Le 17 octobre 2016, date symbolique, les policiers créent une association « mouvement des policiers en colère » et manifestent en voiture de police et cagoulés sur les Champs Élysées. Rapidement les « syndicats » policiers se ralient aux manifestations réunissant à chaque fois plusieurs dizaines voire centaines de manifestant·es pour réclamer plus de moyens, un cadre élargi pour la légitime défense et des peines plus lourdes pour les agresseurs de policiers. Dans la foulée, Cazeneuve et Hollande reçoivent les syndicats et cèdent sur la légitime défense.

Le 26 septembre 2019, le syndicat Alliance manifeste devant le siège de La France insoumise après que Mélenchon les a, légitimement, qualifiés de barbares.

Le 3 janvier 2020, des policiers étranglent Cédric Chouviat lors d’un contrôle routier et prétextent un arrêt cardiaque pour couvrir le meurtre. Suite à la médiatisation de l’affaire et l’accumulation de preuves accablantes du mensonge policier, Castaner propose que la technique d’étranglement soit interdite, un jour, quand une autre technique sera mise au point.
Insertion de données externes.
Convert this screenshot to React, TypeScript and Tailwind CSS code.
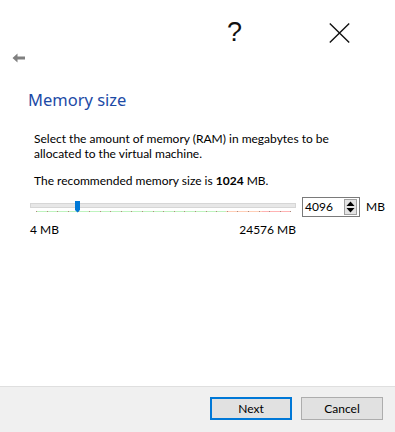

Rapidement et malgré la timidité de la réforme proposée, les syndicats policiers demandent la démission du ministre et l’obtiennent.

Le 19 mai 2021, les syndicats de police organisent une manifestation devant l’Assemblée nationale pour s’en prendre frontalement à l’État de droit « le problème de la police, c’est la justice ! » et porter deux revendications : plus de moyens et des peines plus dures pour les agresseurs de policiers.

Été 2023, mouvement d’arrêt de travail et de mise en service minimum des policiers de Marseille après l’incarcération préventive d’un des policiers tortionnaires qui ont mutilé le jeune Hedi lors de la répression des révoltes suite à un nouveau meurtre, celui de Nahel, par des policiers.1

Par ailleurs, ces démonstrations de force des policiers s’accompagnent de nombreuses prises de paroles ouvertement racistes et de menaces plus ou moins directes à l’endroit du gouvernement2. À la lecture de ces exemples, on voit que les policiers et leurs organisations mènent des actions de plus en plus spectaculaires pour porter des revendications qui sont, elles, à peu près constantes : plus de moyens matériels et humains pour la police, une plus grande impunité pour les policiers dans le cadre de leur travail et une plus grande sévérité pour les agresseurs de policiers.

Pourtant, depuis les trente dernières années, contrairement à la plupart des services publics, les moyens de la police ont considérablement augmenté : le budget et les effectifs ont augmenté de plus de + 30 %, tant et si bien que la France a plus de policiers par habitant·es que la RDA en 19603. Dans le même temps, les enquêtes de victimation4 montrent que les atteintes aux personnes restent stables voire diminuent dans certains cas5.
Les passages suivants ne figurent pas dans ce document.